→ What to produce
Where a line in the listing below contains the word "this", copy that line.

→ Raw records
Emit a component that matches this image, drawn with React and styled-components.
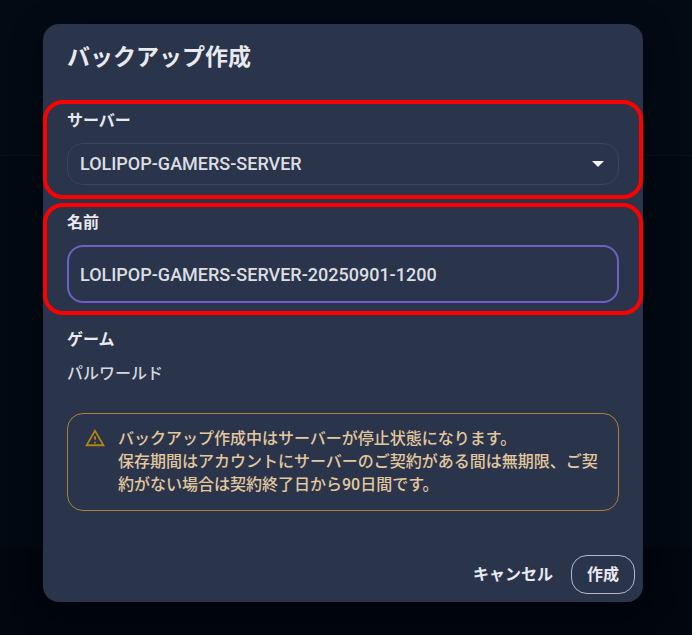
...
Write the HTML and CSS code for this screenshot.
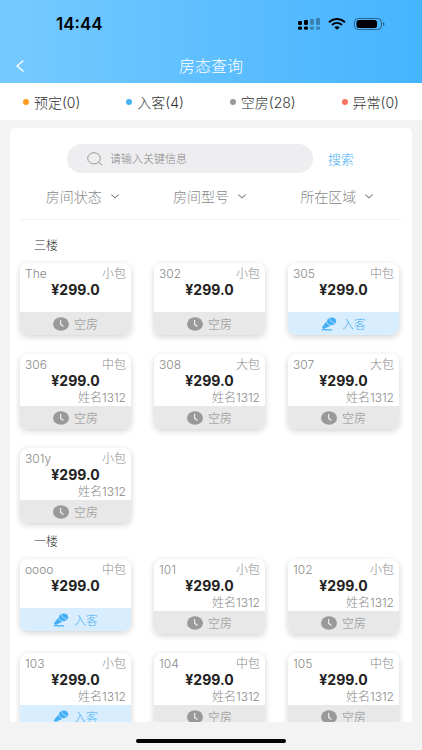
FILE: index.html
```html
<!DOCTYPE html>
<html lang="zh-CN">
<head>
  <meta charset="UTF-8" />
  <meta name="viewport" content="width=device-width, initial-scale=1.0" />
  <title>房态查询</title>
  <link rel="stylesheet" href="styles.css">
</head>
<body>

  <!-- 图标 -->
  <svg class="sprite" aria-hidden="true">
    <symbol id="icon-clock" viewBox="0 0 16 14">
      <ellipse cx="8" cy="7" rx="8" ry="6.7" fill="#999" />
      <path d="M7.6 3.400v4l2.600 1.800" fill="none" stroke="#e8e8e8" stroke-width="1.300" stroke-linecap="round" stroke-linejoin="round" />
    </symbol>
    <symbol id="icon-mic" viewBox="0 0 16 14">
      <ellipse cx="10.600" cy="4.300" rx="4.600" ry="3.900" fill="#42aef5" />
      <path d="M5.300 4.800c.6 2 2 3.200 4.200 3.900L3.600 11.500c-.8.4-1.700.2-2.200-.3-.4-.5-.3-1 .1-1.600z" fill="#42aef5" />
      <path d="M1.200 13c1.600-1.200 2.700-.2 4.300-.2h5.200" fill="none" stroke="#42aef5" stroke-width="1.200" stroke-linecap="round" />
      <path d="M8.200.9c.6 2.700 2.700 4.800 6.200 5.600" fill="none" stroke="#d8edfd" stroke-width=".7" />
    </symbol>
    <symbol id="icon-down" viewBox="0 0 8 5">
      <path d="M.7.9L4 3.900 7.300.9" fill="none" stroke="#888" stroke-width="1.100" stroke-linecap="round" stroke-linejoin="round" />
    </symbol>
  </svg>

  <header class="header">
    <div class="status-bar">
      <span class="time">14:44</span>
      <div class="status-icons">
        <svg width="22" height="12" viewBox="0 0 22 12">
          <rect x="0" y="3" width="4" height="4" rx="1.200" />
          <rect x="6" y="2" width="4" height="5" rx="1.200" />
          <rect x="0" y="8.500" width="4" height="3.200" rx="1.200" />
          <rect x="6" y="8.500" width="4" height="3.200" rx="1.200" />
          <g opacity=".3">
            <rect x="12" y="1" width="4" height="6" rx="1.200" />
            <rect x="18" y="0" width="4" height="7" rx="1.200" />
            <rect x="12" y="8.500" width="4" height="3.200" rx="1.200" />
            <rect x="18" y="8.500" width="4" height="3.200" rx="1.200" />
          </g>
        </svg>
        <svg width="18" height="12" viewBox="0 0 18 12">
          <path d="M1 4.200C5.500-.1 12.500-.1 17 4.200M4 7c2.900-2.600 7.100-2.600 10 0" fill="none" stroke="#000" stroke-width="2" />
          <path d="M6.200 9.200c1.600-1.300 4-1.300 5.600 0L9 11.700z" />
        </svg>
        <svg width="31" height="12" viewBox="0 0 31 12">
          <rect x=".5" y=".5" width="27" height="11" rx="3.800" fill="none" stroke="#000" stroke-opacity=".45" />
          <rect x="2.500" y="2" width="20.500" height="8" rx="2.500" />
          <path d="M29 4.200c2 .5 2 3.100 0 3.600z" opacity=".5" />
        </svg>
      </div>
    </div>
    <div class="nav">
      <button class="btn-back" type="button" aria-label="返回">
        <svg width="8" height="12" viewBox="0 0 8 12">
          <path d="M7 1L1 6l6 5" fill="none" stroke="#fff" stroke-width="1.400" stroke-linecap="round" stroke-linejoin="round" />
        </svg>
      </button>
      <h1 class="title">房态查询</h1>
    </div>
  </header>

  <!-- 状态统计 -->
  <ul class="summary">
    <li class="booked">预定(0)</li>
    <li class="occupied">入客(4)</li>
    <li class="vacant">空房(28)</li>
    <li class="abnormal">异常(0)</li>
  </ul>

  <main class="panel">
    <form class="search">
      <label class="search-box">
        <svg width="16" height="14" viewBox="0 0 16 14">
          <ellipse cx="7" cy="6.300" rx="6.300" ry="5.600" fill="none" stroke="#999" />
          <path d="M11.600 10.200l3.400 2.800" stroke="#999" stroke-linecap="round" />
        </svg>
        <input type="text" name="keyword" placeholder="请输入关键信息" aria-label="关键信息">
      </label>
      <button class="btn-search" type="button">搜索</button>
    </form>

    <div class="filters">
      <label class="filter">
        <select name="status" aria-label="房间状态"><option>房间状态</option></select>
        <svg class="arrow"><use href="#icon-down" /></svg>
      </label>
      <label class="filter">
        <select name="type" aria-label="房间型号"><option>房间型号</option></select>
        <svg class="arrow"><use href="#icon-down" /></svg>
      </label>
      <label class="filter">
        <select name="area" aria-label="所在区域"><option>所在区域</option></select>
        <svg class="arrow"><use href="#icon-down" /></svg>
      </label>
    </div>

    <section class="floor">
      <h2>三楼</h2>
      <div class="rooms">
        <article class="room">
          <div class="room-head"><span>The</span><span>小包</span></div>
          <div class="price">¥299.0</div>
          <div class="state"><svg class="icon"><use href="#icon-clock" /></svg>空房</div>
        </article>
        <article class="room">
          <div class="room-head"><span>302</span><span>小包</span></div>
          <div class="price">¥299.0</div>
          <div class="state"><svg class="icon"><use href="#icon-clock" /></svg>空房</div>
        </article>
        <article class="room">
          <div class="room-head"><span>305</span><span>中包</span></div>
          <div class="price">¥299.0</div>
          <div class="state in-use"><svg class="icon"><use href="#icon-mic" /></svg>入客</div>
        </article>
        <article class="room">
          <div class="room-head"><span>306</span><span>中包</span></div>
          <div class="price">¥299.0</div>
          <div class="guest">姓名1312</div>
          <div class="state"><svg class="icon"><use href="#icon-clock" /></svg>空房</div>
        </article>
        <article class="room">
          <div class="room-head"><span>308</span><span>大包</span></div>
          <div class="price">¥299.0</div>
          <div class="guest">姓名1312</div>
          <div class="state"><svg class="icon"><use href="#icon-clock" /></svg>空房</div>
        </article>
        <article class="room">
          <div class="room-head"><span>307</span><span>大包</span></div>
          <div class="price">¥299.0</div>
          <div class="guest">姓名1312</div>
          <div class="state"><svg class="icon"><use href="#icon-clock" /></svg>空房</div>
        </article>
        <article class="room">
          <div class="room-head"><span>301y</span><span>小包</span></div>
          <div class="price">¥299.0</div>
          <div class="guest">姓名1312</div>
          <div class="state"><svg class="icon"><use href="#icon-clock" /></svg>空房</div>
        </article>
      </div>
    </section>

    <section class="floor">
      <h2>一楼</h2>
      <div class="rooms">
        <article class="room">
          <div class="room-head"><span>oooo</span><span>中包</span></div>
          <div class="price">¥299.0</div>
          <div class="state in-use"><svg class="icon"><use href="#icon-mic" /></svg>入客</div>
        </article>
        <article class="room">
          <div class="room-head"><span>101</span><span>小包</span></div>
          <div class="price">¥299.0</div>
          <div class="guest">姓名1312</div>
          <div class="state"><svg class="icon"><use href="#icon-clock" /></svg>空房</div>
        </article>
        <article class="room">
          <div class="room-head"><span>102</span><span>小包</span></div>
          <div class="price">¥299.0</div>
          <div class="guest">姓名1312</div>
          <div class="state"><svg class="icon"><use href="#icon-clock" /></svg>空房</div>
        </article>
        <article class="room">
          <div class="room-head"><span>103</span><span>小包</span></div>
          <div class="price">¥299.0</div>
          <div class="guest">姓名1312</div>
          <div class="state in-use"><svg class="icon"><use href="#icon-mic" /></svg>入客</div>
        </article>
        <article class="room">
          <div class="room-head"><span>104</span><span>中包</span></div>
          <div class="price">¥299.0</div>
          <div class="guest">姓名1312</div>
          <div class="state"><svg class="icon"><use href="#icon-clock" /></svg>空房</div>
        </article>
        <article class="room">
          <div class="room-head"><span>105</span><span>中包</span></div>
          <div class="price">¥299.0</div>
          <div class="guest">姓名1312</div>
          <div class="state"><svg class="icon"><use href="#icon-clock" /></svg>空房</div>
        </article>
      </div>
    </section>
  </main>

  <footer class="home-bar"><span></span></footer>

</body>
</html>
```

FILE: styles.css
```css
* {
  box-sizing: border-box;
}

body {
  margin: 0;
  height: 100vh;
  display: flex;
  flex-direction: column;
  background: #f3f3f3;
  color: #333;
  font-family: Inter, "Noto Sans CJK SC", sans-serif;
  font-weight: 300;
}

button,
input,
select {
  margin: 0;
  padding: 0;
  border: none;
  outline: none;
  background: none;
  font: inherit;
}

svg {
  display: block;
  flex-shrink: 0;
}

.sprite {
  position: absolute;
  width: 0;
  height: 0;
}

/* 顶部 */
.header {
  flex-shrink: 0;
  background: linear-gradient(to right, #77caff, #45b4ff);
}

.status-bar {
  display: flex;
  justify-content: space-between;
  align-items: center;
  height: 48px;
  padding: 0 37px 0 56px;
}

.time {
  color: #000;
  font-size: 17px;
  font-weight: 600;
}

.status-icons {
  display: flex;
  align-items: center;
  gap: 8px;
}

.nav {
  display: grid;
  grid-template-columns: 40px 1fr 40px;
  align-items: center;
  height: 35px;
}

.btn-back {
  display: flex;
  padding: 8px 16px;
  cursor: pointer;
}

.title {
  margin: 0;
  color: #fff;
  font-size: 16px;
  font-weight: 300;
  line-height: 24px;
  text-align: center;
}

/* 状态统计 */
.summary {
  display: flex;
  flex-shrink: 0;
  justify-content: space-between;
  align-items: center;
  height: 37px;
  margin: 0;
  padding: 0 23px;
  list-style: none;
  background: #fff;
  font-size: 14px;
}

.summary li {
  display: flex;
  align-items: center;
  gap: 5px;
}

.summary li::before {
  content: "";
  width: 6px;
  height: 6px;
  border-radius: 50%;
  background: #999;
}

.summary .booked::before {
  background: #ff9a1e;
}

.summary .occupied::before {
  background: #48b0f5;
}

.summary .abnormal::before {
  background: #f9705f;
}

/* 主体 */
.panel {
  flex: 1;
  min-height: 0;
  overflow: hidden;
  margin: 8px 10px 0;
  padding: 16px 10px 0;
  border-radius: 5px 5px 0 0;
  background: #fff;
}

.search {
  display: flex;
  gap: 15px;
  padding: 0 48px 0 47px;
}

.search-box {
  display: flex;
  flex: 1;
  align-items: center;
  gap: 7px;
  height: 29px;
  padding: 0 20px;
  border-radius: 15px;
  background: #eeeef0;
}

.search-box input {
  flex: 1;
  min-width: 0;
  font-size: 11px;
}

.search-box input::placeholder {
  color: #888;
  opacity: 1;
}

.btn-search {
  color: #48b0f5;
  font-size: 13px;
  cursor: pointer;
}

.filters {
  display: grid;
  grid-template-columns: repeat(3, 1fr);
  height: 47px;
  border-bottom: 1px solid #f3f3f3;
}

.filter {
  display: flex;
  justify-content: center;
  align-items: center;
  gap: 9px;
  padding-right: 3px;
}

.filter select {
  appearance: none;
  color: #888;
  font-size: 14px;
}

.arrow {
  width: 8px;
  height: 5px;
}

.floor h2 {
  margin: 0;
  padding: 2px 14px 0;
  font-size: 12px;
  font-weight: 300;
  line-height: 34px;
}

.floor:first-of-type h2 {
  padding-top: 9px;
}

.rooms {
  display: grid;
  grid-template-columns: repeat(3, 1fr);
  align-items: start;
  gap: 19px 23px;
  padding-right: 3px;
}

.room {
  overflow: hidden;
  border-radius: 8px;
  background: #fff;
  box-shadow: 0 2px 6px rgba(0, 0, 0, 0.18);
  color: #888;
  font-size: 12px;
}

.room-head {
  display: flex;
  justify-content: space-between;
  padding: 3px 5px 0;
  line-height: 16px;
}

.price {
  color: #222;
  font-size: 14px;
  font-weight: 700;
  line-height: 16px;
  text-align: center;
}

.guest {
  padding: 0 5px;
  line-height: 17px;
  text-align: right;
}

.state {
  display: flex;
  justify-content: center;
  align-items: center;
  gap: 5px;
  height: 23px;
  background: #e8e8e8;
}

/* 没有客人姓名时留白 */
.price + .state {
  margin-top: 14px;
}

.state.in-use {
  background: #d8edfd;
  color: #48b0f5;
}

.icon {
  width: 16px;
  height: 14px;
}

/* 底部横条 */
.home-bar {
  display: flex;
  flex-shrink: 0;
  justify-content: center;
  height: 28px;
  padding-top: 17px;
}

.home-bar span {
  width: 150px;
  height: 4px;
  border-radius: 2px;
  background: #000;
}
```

→ Result
Emit a component that matches this image, drawn with React and styled-components.
Write the HTML and CSS code for this screenshot.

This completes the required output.